Maia Liparteliani states that the Minister of Education is responsible for such situation because the Ministry wrote the Law on General Education. The Ministry should have put some methods in the law with which it would control such examples of school principals. 

“If the Ministry has found itself in the blind alley due to the legislation it must not have an impact on teachers. In order to show this people [7 dismissed teachers] that someone takes care of them [especially when the Ministry confirmed in an official document that they were dismissed illegally], the Ministry should have at least annulled the principal’s order and then decide as to the future employment of the responsible principal as whether she will stay in her position or not.”

The position of the Ministry acquires more importance when the dismissed teachers are supported by the teachers who remained at school. If they see that the Ministry does not support them they will be unable to do anything. Their every effort will be vain if the Ministry closes eyes on the activities of the principals, and especially if these activities are clearly illegal.

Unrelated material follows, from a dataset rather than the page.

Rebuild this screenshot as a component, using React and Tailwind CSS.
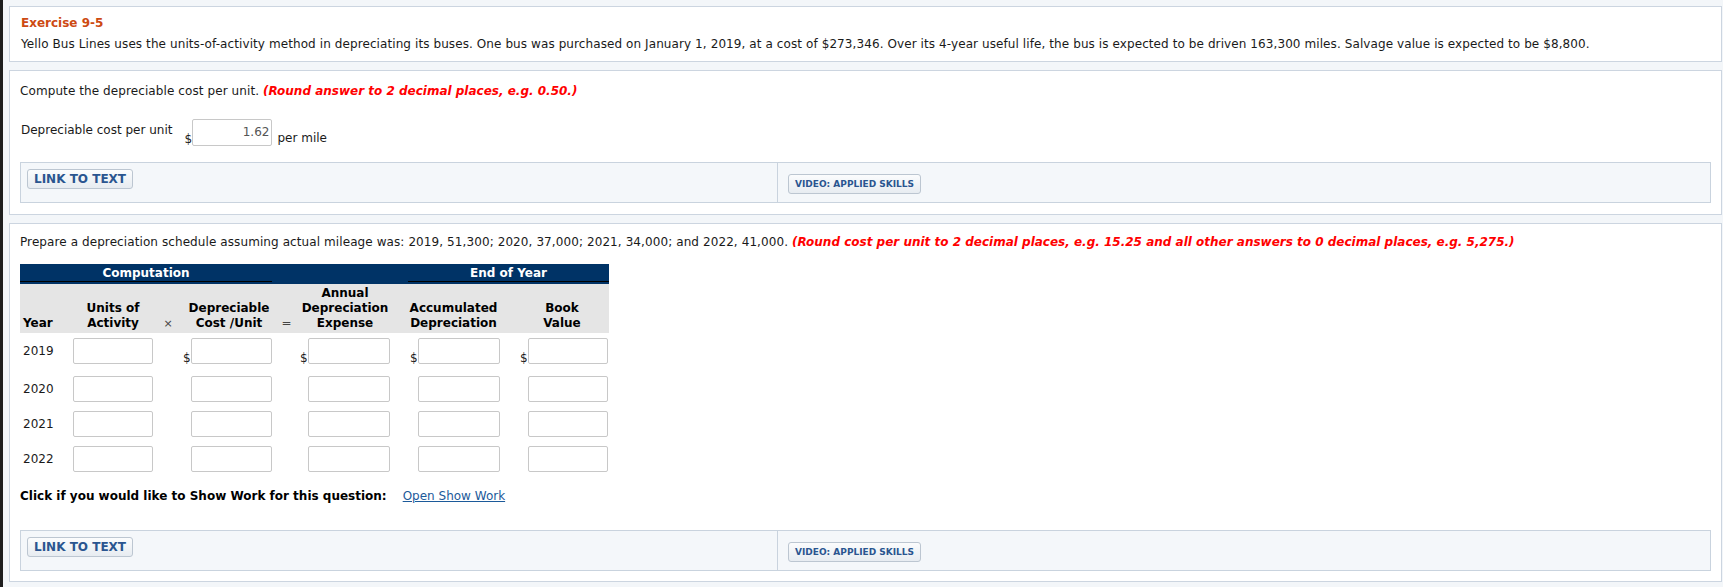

The dismissed teachers say that the principle calls every teacher that supports them and threatens them with dismissal.

We wanted to show the position of the principle in this article. Unfortunately, Maia Giorgadze refused to give any comments on the telephone and canceled the interview for several days. She did not explain why the teachers were dismissed. She said, “I had been observing their work the year and concluded that they did not work according to the required standard. It was because of their manner of working that I dismissed them.” However, Maia Giorgadze could not name at least one example when the teachers neglected their work requirements. Ms. Maia advised us not to publicize the information on the basis that it was not checked. She said if we published this article she would made us answerable for the information we have imparted. Though Ms. Maia declined to comment on the problem we are content to take an interview from her any time.